Like any new venture, a micro service journey involves a lot of upfront build out and especially for smaller organizations like us it can make us fall into a trap of building the perfect foundation which can take years and make us not provide business value to our customers. So we took a more pragmatic approach. We adopted some AWS services initially such as Elastic beanstalk, SQS, RDS, DynamoDB, etc to reduce time to market. As we delivered value, we slowly improved our automation and stopped using certain services E.g. automation on EC2 vs using Elastic Beanstalk. While all these AWS services were great to us we were also extremely cost conscious. So for key infrastructure components such as our Kafka stack we managed the infrastructure on EC2 using Ansible. Finally, infrastructure automation is incomplete without configuration management.
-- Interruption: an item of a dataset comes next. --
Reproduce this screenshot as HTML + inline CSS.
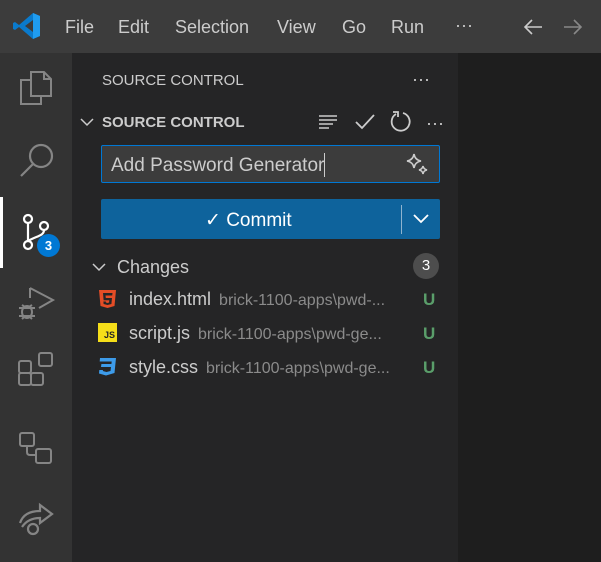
<!DOCTYPE html><html><head><style>
*{margin:0;padding:0;box-sizing:border-box}
body{width:601px;height:562px;overflow:hidden;background:#1e1e1e;font-family:"Segoe UI","Liberation Sans",sans-serif;position:relative;color:#ccc}
.a{position:absolute}
.t{font-size:18px;color:#ccc;top:17px}
svg{position:absolute;overflow:visible}
</style></head><body>
<div class="a" style="left:0;top:0;width:601px;height:53px;background:#3c3c3c"></div>
<svg style="left:13px;top:12px" width="28" height="28" viewBox="0 0 28 28"><path d="M20 1 L27 4 V24 L20 27 L6 15 L2 18 L0 17 V11 L2 10 L6 13 Z M20 8 L12 14 L20 20 Z" fill="#0a7acc"/><path d="M20 1 L27 4 V24 L20 27 Z" fill="#1f9cf0"/></svg>
<div class="a t" style="left:65px">File</div>
<div class="a t" style="left:118px">Edit</div>
<div class="a t" style="left:175px">Selection</div>
<div class="a t" style="left:277px">View</div>
<div class="a t" style="left:342px">Go</div>
<div class="a t" style="left:391px">Run</div>
<div class="a t" style="left:455px;top:15px">···</div>
<svg style="left:523px;top:18px" width="20" height="18"><path d="M19 9H2M9 2L2 9L9 16" stroke="#ccc" stroke-width="1.6" fill="none"/></svg>
<svg style="left:563px;top:18px" width="20" height="18"><path d="M1 9H18M11 2L18 9L11 16" stroke="#888" stroke-width="1.6" fill="none"/></svg>
<div class="a" style="left:0;top:53px;width:72px;height:509px;background:#333"></div>
<div class="a" style="left:72px;top:53px;width:386px;height:509px;background:#252526"></div>
<div class="a" style="left:0;top:197px;width:3px;height:71px;background:#fff"></div>
<svg style="left:19px;top:70px" width="34" height="36" stroke="#858585" stroke-width="2" fill="none"><path d="M12 2H25L32 9V26H12Z M25 2V9H32"/><path d="M12 10H2V34H22V26"/></svg>
<svg style="left:19px;top:142px" width="36" height="36" stroke="#858585" stroke-width="2.2" fill="none"><circle cx="22" cy="14" r="11"/><path d="M14 22L2 34"/></svg>
<svg style="left:22px;top:214px" width="30" height="36" stroke="#fff" stroke-width="2.2" fill="none"><circle cx="6" cy="5" r="4"/><circle cx="6" cy="31" r="4"/><circle cx="22" cy="12" r="4"/><path d="M6 9V27M22 16C22 22 14 22 6 27"/></svg>
<div class="a" style="left:37px;top:234px;width:23px;height:23px;border-radius:50%;background:#0078d4;color:#fff;font-size:13px;font-weight:bold;text-align:center;line-height:23px">3</div>
<svg style="left:17px;top:286px" width="38" height="36" stroke="#858585" stroke-width="2" fill="none"><path d="M13 2L36 14L22 22M13 2V12"/><ellipse cx="10" cy="26" rx="5" ry="6"/><path d="M2 22H18M2 30H18M5 19L8 21M15 19L12 21M5 33L7 31M15 33L13 31"/></svg>
<svg style="left:18px;top:352px" width="38" height="38" stroke="#858585" stroke-width="2" fill="none"><rect x="1" y="9" width="12" height="12" rx="2"/><rect x="1" y="21" width="12" height="12" rx="2"/><rect x="13" y="21" width="12" height="12" rx="2"/><rect x="21" y="1" width="13" height="13" rx="2"/></svg>
<svg style="left:19px;top:432px" width="36" height="36" stroke="#858585" stroke-width="2" fill="none"><rect x="1" y="1" width="14" height="13" rx="2"/><rect x="17" y="17" width="15" height="14" rx="2"/><path d="M8 14V20Q8 23 11 23H17"/></svg>
<svg style="left:18px;top:501px" width="38" height="36" stroke="#858585" stroke-width="2.2" fill="none"><path d="M2 22Q6 10 22 10V4L34 13L22 22V17Q10 17 4 26"/><circle cx="15" cy="28" r="5"/></svg>
<div class="a" style="left:102px;top:72px;font-size:15px;color:#ccc">SOURCE CONTROL</div>
<div class="a" style="left:412px;top:69px;font-size:18px;color:#ccc">···</div>
<svg style="left:80px;top:117px" width="14" height="10"><path d="M1 2L7 8L13 2" stroke="#ccc" stroke-width="1.5" fill="none"/></svg>
<div class="a" style="left:102px;top:114px;font-size:15px;font-weight:bold;color:#ccc">SOURCE CONTROL</div>
<svg style="left:318px;top:114px" width="20" height="16" stroke="#ccc" stroke-width="1.5"><path d="M1 2H19M1 6H19M1 10H15M1 14H11"/></svg>
<svg style="left:355px;top:113px" width="20" height="17"><path d="M1 9L7 15L19 2" stroke="#ccc" stroke-width="1.8" fill="none"/></svg>
<svg style="left:390px;top:111px" width="21" height="21" stroke="#ccc" stroke-width="1.8" fill="none"><path d="M6 3A9 9 0 1 0 13 2"/><path d="M3 1H8V6"/></svg>
<div class="a" style="left:426px;top:113px;font-size:18px;color:#ccc">···</div>
<div class="a" style="left:101px;top:145px;width:339px;height:38px;background:#3c3c3c;border:1px solid #0078d4;border-radius:2px"></div>
<div class="a" style="left:111px;top:155px;font-size:19px;color:#ccc">Add Password Generator</div>
<div class="a" style="left:324px;top:153px;width:1px;height:24px;background:#ccc"></div>
<svg style="left:406px;top:153px" width="24" height="22" stroke="#ccc" stroke-width="1.6" fill="none"><path d="M8 1Q9 7 15 8Q9 9 8 15Q7 9 1 8Q7 7 8 1Z"/><path d="M17 13Q17.5 16 21 17Q17.5 17.5 17 21Q16.5 17.5 13 17Q16.5 16 17 13Z"/></svg>
<div class="a" style="left:101px;top:199px;width:339px;height:40px;background:#0e639c;border-radius:2px"></div>
<div class="a" style="left:205px;top:209px;font-size:19px;color:#fff">✓ Commit</div>
<div class="a" style="left:401px;top:205px;width:1px;height:29px;background:#8fb4cf"></div>
<svg style="left:413px;top:214px" width="16" height="10"><path d="M1 1L8 8L15 1" stroke="#fff" stroke-width="1.8" fill="none"/></svg>
<svg style="left:92px;top:262px" width="14" height="10"><path d="M1 2L7 8L13 2" stroke="#ccc" stroke-width="1.5" fill="none"/></svg>
<div class="a" style="left:117px;top:257px;font-size:18px;color:#ccc">Changes</div>
<div class="a" style="left:413px;top:253px;width:26px;height:26px;border-radius:50%;background:#4d4d4d;color:#fff;font-size:15px;text-align:center;line-height:26px">3</div>
<svg style="left:98px;top:289px" width="19" height="20"><path d="M1 1H18L16.5 17L9.5 19L2.5 17Z" fill="#e44d26"/><path d="M5 4H14.5L14.2 6.5H7.5L7.8 9H14L13.4 15L9.5 16L5.6 15L5.4 12.5H7.8L7.9 13.5L9.5 14L11.1 13.5L11.3 11.3H5.6Z" fill="#252526"/></svg>
<div class="a" style="left:129px;top:289px;font-size:18px;color:#ccc">index.html <span style="font-size:16px;color:#8b8b8b;margin-left:3px">brick-1100-apps\pwd-...</span></div>
<div class="a" style="left:98px;top:323px;width:19px;height:19px;background:#f5de19;color:#252526;font-size:9px;font-weight:bold;padding:7px 0 0 6px;line-height:11px">JS</div>
<div class="a" style="left:129px;top:323px;font-size:18px;color:#ccc">script.js <span style="font-size:16px;color:#8b8b8b;margin-left:3px">brick-1100-apps\pwd-ge...</span></div>
<svg style="left:98px;top:357px" width="19" height="19"><path d="M2 1H18L16.5 16L8 18.5L1 16.5L1.3 13H5L4.8 14L8.5 15L12.5 14L13 10H3L3.4 7H13.4L13.7 4.5H1.7Z" fill="#3d9be9"/></svg>
<div class="a" style="left:129px;top:357px;font-size:18px;color:#ccc">style.css <span style="font-size:16px;color:#8b8b8b;margin-left:3px">brick-1100-apps\pwd-ge...</span></div>
<div class="a" style="left:423px;top:290px;font-size:17px;font-weight:bold;color:#5a9e6a">U</div>
<div class="a" style="left:423px;top:324px;font-size:17px;font-weight:bold;color:#5a9e6a">U</div>
<div class="a" style="left:423px;top:358px;font-size:17px;font-weight:bold;color:#5a9e6a">U</div>
</body></html>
Our adoption of 12 factor app meant that our configurations were maintained separate from code and integrated into our CI/CD and we also ended up using Hashicorp Vault for managing secrets
My last words are that no architecture is perfect and in retrospect I would do a few things differently myself. Micro services are not a panacea for every problem but when done right they can enable you to deliver rapid business value to your customers.
My goal in this blog was to outline with our real world journey, how we actually applied the various ideas in converting a monolithic architecture into micro services making pragmatic choices & adopting an iterative mindset.